-- START --

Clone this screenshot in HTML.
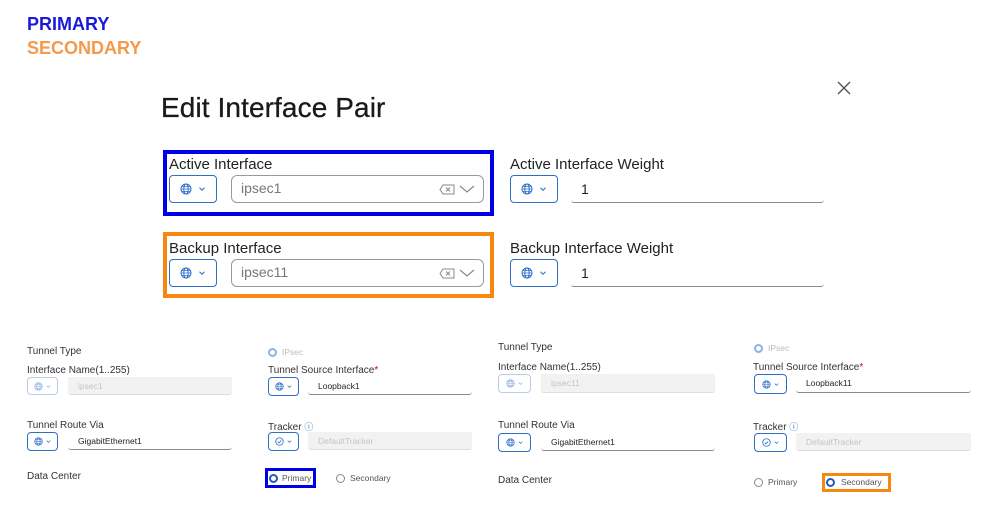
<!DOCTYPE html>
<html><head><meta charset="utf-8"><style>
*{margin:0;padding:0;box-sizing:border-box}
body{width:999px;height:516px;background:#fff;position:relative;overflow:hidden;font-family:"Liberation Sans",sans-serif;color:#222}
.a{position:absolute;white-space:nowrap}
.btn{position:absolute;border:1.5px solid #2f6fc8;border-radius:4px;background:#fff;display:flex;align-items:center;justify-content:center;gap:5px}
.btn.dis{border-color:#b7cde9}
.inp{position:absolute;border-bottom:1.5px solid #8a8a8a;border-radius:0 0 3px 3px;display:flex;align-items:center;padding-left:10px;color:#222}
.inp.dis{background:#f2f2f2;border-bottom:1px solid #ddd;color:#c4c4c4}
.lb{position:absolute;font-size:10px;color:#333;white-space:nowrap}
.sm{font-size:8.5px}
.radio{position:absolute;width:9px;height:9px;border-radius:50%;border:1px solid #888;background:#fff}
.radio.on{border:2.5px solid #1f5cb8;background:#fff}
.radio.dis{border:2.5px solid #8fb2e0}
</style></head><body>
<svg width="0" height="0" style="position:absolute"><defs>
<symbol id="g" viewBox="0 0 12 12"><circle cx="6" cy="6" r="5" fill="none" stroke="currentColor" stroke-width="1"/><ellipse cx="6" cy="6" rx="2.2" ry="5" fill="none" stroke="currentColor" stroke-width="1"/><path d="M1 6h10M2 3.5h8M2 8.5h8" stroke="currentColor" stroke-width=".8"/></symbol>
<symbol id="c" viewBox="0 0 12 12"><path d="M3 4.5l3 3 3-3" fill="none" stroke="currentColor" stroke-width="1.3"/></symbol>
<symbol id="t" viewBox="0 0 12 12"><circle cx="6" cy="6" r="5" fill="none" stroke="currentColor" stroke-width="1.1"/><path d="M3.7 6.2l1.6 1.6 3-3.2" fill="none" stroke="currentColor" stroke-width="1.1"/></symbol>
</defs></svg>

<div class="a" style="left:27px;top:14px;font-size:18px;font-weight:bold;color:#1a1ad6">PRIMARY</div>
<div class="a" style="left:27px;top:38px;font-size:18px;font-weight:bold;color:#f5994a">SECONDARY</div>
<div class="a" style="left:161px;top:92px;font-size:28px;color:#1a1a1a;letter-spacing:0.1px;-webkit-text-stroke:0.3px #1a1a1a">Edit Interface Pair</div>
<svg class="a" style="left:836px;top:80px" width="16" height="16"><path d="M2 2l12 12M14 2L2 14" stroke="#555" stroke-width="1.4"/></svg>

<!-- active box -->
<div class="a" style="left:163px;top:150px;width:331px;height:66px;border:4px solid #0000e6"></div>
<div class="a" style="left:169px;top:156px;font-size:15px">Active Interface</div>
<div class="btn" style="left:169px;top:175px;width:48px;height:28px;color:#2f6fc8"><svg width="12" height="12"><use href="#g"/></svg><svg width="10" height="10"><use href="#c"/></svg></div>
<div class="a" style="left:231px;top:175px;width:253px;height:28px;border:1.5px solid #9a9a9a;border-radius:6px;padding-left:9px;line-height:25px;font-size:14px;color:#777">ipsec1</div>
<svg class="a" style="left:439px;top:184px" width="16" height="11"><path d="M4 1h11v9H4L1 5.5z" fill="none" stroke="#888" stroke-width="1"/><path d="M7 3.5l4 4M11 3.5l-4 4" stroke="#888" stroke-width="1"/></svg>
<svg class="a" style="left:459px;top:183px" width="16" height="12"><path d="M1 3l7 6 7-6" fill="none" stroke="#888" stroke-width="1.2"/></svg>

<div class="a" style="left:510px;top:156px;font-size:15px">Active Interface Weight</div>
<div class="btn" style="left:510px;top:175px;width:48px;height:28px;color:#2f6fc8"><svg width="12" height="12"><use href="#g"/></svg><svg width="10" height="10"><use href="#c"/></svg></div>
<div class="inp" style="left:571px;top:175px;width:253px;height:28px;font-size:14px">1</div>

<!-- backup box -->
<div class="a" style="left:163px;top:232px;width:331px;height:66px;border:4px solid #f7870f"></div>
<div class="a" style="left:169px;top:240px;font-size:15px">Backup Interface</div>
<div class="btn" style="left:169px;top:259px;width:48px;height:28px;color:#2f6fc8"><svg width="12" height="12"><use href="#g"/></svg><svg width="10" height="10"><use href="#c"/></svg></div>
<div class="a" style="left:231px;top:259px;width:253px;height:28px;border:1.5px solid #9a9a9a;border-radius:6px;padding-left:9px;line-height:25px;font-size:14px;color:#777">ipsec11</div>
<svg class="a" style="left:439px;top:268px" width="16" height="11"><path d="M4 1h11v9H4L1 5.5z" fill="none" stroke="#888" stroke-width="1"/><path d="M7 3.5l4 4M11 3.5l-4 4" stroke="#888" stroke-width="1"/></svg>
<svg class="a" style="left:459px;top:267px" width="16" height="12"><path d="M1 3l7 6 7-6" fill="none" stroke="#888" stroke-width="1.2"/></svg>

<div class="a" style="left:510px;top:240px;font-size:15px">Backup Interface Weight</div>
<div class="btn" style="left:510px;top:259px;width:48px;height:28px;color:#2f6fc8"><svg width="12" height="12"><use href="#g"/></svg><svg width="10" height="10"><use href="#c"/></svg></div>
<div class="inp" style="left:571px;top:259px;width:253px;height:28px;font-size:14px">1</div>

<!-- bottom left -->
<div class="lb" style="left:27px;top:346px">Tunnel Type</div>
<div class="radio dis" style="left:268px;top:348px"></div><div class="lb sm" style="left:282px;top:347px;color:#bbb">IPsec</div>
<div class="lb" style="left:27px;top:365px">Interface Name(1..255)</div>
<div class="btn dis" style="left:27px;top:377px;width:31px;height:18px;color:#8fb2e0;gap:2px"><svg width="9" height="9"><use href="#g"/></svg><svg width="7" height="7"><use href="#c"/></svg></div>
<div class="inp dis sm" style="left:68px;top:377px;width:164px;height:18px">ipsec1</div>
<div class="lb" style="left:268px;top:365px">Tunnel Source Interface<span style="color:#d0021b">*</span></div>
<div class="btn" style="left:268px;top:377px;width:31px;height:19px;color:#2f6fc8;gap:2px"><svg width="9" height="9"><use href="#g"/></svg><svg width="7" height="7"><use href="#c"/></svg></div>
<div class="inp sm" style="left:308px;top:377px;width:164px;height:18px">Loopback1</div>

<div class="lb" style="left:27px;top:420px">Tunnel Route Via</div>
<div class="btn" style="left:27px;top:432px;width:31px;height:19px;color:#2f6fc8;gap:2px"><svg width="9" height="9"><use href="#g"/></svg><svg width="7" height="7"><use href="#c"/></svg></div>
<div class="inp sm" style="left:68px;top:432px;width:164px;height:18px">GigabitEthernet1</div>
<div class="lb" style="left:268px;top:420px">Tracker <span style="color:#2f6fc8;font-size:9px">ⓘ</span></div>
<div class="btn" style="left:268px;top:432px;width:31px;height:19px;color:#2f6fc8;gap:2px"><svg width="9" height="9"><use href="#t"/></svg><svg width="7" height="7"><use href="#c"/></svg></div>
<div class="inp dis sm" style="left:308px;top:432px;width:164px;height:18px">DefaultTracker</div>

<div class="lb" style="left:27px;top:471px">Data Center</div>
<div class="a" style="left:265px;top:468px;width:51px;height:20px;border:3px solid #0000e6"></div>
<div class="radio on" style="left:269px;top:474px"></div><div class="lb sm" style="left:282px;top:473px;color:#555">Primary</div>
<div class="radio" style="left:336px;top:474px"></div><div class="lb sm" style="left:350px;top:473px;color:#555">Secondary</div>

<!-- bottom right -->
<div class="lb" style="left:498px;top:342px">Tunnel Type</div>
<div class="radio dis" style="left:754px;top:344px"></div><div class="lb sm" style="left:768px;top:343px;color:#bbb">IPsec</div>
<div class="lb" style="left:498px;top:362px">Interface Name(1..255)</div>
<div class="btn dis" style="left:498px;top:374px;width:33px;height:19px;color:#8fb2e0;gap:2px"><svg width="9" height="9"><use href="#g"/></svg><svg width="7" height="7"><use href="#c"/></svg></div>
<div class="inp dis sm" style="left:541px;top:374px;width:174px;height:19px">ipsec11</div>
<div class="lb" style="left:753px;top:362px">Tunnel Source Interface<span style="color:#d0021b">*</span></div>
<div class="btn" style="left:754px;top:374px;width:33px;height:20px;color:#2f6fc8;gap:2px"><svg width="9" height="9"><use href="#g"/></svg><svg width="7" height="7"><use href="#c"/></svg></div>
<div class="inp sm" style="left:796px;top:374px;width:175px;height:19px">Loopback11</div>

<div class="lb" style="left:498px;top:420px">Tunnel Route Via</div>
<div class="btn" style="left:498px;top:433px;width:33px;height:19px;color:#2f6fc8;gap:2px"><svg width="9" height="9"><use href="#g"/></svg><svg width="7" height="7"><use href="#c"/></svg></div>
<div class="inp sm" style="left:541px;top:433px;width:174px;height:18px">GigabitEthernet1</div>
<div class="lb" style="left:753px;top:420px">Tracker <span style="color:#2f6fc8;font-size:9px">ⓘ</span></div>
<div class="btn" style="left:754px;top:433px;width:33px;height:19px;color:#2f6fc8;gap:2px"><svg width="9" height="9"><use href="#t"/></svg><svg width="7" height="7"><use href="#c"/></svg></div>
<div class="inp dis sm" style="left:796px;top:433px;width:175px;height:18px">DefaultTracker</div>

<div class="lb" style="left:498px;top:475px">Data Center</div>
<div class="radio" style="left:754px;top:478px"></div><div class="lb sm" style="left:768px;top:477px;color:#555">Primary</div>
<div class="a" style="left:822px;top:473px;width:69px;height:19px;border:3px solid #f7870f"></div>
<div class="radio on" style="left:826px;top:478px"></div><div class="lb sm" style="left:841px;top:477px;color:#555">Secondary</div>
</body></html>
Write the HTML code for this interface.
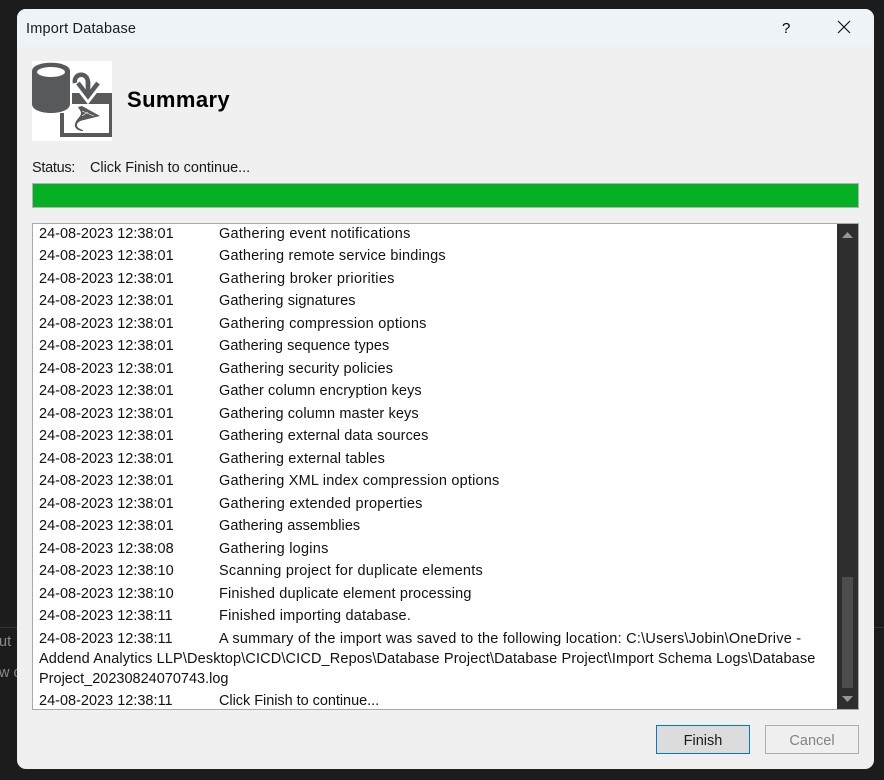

-- END --

**TASK TO COMPLETE**
Show every line above in which the word "this" occurs.

**EXERCISE RESPONSE**
Clone this screenshot in HTML.
Write the HTML code for this interface.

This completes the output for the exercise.